Comment fonctionne la prise en charge des soins médicaux pour les retraités français établis à l’étranger ?
Il y aura par principe (pour les pays de l’EEE, l’Union européenne, la Suisse et le Royaume-Uni) un rattachement dans le nouveau pays d’accueil. Afin d’effectuer les formalités nécessaires, il conviendra de se renseigner auprès de votre caisse d’assurance maladie française ainsi que de la caisse d’assurance maladie de l’état d’accueil avant le départ. Les associations de Français de l’étranger sont également sources de renseignements sur ces sujets.
En cas de séjour temporaire en France, la dernière caisse d’assurance maladie française prendra en charge les soins. Cela permet notamment de pouvoir programmer certains actes médicaux en France, où la prise en charge est en général plus intéressante. Attention, toutefois : les modalités de prises en charges seront bien évidemment différentes selon chaque pays. Dans certains cas, il pourra être opportun de cotiser volontairement à une assurance supplémentaire.
Quelles sont les démarches à effectuer pour une installation à l’étranger en vue de la retraite et quels conseils donneriez-vous pour bien choisir sa destination ?
Il est important d’avertir le plus en amont possible à la fois les caisses françaises et du pays d’accueil de son projet de départ.

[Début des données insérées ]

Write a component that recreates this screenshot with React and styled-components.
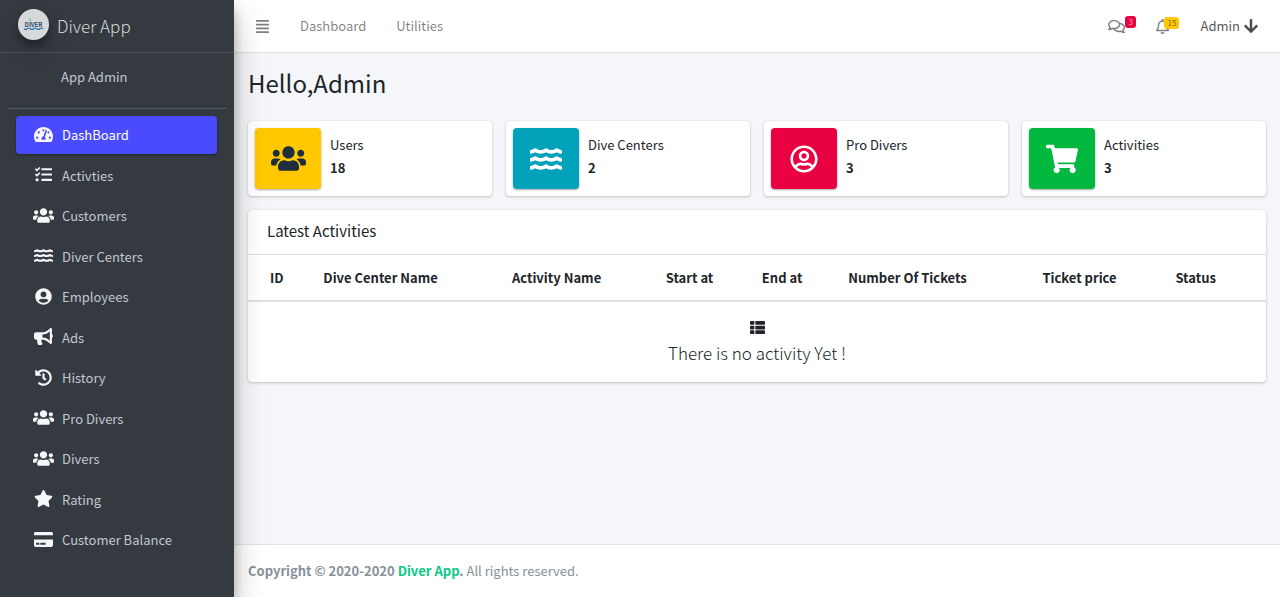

Une fois installé, il faudra envoyer chaque année un "certificat de vie" annuel à sa caisse française de retraite pour continuer à percevoir sa pension. Des formalités supplémentaires sont aussi à prévoir du côté de l’assurance maladie, dont la nature diffère encore une fois selon les pays.
Notre conseil, pour choisir sa destination de retraite, est bien sûr d’aborder ce projet comme un choix de vie, et non comme un levier d’optimisation fiscale ! Je recommande bien sûr de se faire accompagner pour bien connaître et anticiper toutes les conséquences patrimoniales de son installation (notamment au regard du droit de la famille), mais celles-ci ne doivent pas primer. Prendre sa retraite à l’étranger est avant tout un projet personnel ou familial. Même d’un point de vue "matériel", d’autres critères nous apparaissent au moins aussi importants, si ce n’est plus, que la fiscalité : le coût de la vie, ainsi que le système de santé du pays d’accueil.